Matter is often a mixture of different substances. A heterogeneous mixture is when the mixture is made up of parts that are dissimilar (sand is a heterogeneous mixture). Homogeneous mixtures (also called solutions) are uniform in structure (milk is a homogeneous mixture). A sugar cube floating in water is a heterogeneous mixture, whereas sugar dissolved in water is a homogeneous mixture. You will determine whether the ink contained in a marker is a heterogeneous or homogeneous mixture, or just one compound.
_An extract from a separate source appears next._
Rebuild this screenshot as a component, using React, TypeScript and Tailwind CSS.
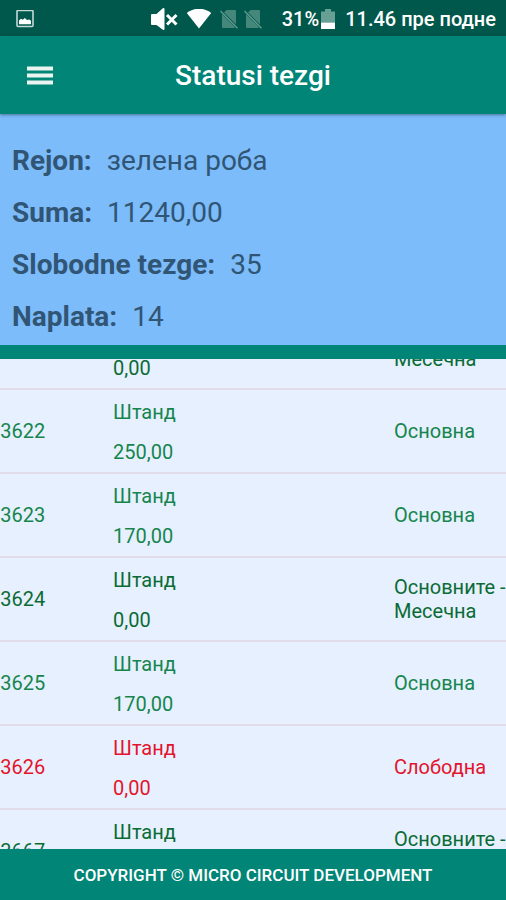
import { useLayoutEffect, useRef } from 'react'

interface Stall {
  id: string
  type: string
  amount: string
  status: string
  tone: 'monthly' | 'basic' | 'free'
}

const TONES: Record<Stall['tone'], string> = {
  monthly: 'text-[#0b6b35]',
  basic: 'text-[#15854d]',
  free: 'text-[#e3142b]',
}

const SUMMARY = [
  { label: 'Rejon:', value: 'зелена роба' },
  { label: 'Suma:', value: '11240,00' },
  { label: 'Slobodne tezge:', value: '35' },
  { label: 'Naplata:', value: '14' },
]

const STALLS: Stall[] = [
  { id: '33621', type: 'Штанд', amount: '0,00', status: 'Основните - Месечна', tone: 'monthly' },
  { id: '33622', type: 'Штанд', amount: '250,00', status: 'Основна', tone: 'basic' },
  { id: '33623', type: 'Штанд', amount: '170,00', status: 'Основна', tone: 'basic' },
  { id: '33624', type: 'Штанд', amount: '0,00', status: 'Основните - Месечна', tone: 'monthly' },
  { id: '33625', type: 'Штанд', amount: '170,00', status: 'Основна', tone: 'basic' },
  { id: '33626', type: 'Штанд', amount: '0,00', status: 'Слободна', tone: 'free' },
  { id: '33667', type: 'Штанд', amount: '0,00', status: 'Основните - Месечна', tone: 'monthly' },
]

function NoSimIcon() {
  return (
    <svg viewBox="0 0 18 20" className="h-5 w-[18px]" aria-hidden="true">
      <path d="M6.500 1H15q1 0 1 1v13.600L4 3.600zM2 5l13 13.200q-.4.8-1.200.8H3q-1 0-1-1z" fill="#46877b" />
      <path d="M0.500 2 17.500 19.200" stroke="#5d9a8f" strokeWidth="1.500" />
    </svg>
  )
}

function StatusBar() {
  return (
    <div className="flex h-9 shrink-0 items-center bg-[#00574b] pt-[2px] pr-[10px] pl-4 text-white">
      <svg viewBox="0 0 18 18" className="h-[18px] w-[18px]" aria-hidden="true">
        <rect x="1" y="0.500" width="16" height="16" rx="1" fill="none" stroke="#c3d9d5" strokeWidth="1.6" />
        <path d="M3 14.2V10.400l2-1.600 1.800 1 2-1.800 2.200 2 2.200-.6 1.800 1.400v3.400z" fill="#fff" />
      </svg>

      <div className="ml-auto flex items-center">
        <svg viewBox="0 0 28 24" className="h-6 w-7" aria-hidden="true">
          <path d="M2 7h4.500L12.500 1.400q2-1 2 .6v20q0 1.600-2 .6L6.500 18H2q-1 0-1-1V8q0-1 1-1z" fill="#fff" />
          <path d="M17 8l9.500 9.500M26.500 8L17 17.500" stroke="#fff" strokeWidth="3" />
        </svg>
        <svg viewBox="0 0 26 21" className="ml-2 h-[21px] w-[26px]" aria-hidden="true">
          <path d="M13 19.500 0.800 4C4 1.400 8.300-.2 13-.2S22 1.400 25.200 4z" fill="#fff" />
        </svg>
        <div className="ml-2 flex gap-[6px]">
          <NoSimIcon />
          <NoSimIcon />
        </div>
        <span className="ml-5 text-[20px] leading-6 font-medium">31%</span>
        <svg viewBox="0 0 14 21" className="ml-[2px] h-[21px] w-[14px]" aria-hidden="true">
          <path d="M4 0h6v2.500h4v11H0v-11h4z" fill="#66a095" />
          <path d="M0 13.500h14V20H0z" fill="#fff" />
        </svg>
        <span className="ml-[10px] text-[20px] leading-6 font-medium">11.46 пре подне</span>
      </div>
    </div>
  )
}

export default function App() {
  const listRef = useRef<HTMLDivElement>(null)

  useLayoutEffect(() => {
    listRef.current?.scrollTo(11, 53)
  }, [])

  return (
    <div className="flex h-screen flex-col overflow-hidden bg-[#e6f0fe] font-['Roboto',sans-serif]">
      <StatusBar />

      <header className="relative z-10 grid h-[78px] shrink-0 grid-cols-[1fr_auto_1fr] items-center bg-[#018577] px-[26px] pt-[2px] shadow-[0_1px_3px_rgba(0,0,0,0.4)]">
        <button type="button" aria-label="Menu" className="justify-self-start">
          <svg viewBox="0 0 28 20" className="block h-5 w-7" fill="#e9f5f1" aria-hidden="true">
            <rect x="1" y="0.500" width="26" height="4" />
            <rect x="1" y="7.500" width="26" height="4" />
            <rect x="1" y="14.500" width="26" height="4" />
          </svg>
        </button>
        <h1 className="text-[28px] leading-9 font-medium text-white">Statusi tezgi</h1>
      </header>

      <dl className="shrink-0 border-b-[14px] border-[#018577] bg-[#7cbcfb] px-3 pt-[21px] pb-[2px] text-[28px] leading-[52px] text-[#315574]">
        {SUMMARY.map((item) => (
          <div key={item.label} className="flex gap-[15px]">
            <dt className="font-bold">{item.label}</dt>
            <dd>{item.value}</dd>
          </div>
        ))}
      </dl>

      <div ref={listRef} className="min-h-0 flex-1 overflow-auto [scrollbar-width:none]">
        <table className="w-[calc(100%+11px)] table-fixed border-separate border-spacing-0 text-[20px] leading-6">
          <colgroup>
            <col className="w-[24%]" />
            <col />
            <col className="w-28" />
          </colgroup>
          <tbody>
            {STALLS.map((stall) => (
              <tr key={stall.id} className={TONES[stall.tone]}>
                <td className="border-b-2 border-[#e2dbe9] p-0">{stall.id}</td>
                <td className="border-b-2 border-[#e2dbe9] px-0 pt-[10px] pb-2">
                  <div className="flex flex-col gap-4">
                    <span>{stall.type}</span>
                    <span>{stall.amount}</span>
                  </div>
                </td>
                <td className="border-b-2 border-[#e2dbe9] p-0">{stall.status}</td>
              </tr>
            ))}
          </tbody>
        </table>
      </div>

      <footer className="flex h-[51px] shrink-0 items-center justify-center bg-[#018577] text-[17px] leading-6 font-medium text-white">
        COPYRIGHT © MICRO CIRCUIT DEVELOPMENT
      </footer>
    </div>
  )
}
In a mixture, the substance dissolved in another substance is called the solute. The substance doing the dissolving is called the solvent. If you dissolve sugar in water, the sugar is the solute and the water is the solvent.
Chemical Bonding
Matter is made up of small particles called atoms. Each atom is made up of smaller, positively charged particles called protons, neutral particles called neutrons, and even smaller negatively charged particles called electrons. At the center of each atom is the collection of protons and neutrons called the nucleus. Electrons spin around the nucleus in different energy levels called orbitals. Each orbital corresponds to a discrete amount of energy that the electron can have. A really excited electron with a lot of energy is further from the nucleus. In the image below, the electrons are yellow with a negative sign, the protons are green with a positive sign, and the neutrons are red with no sign. Keep in mind that this is a representation of what an atom looks like. Since atoms are so small, no one has seen a full atom before with the electrons orbiting around the nucleus.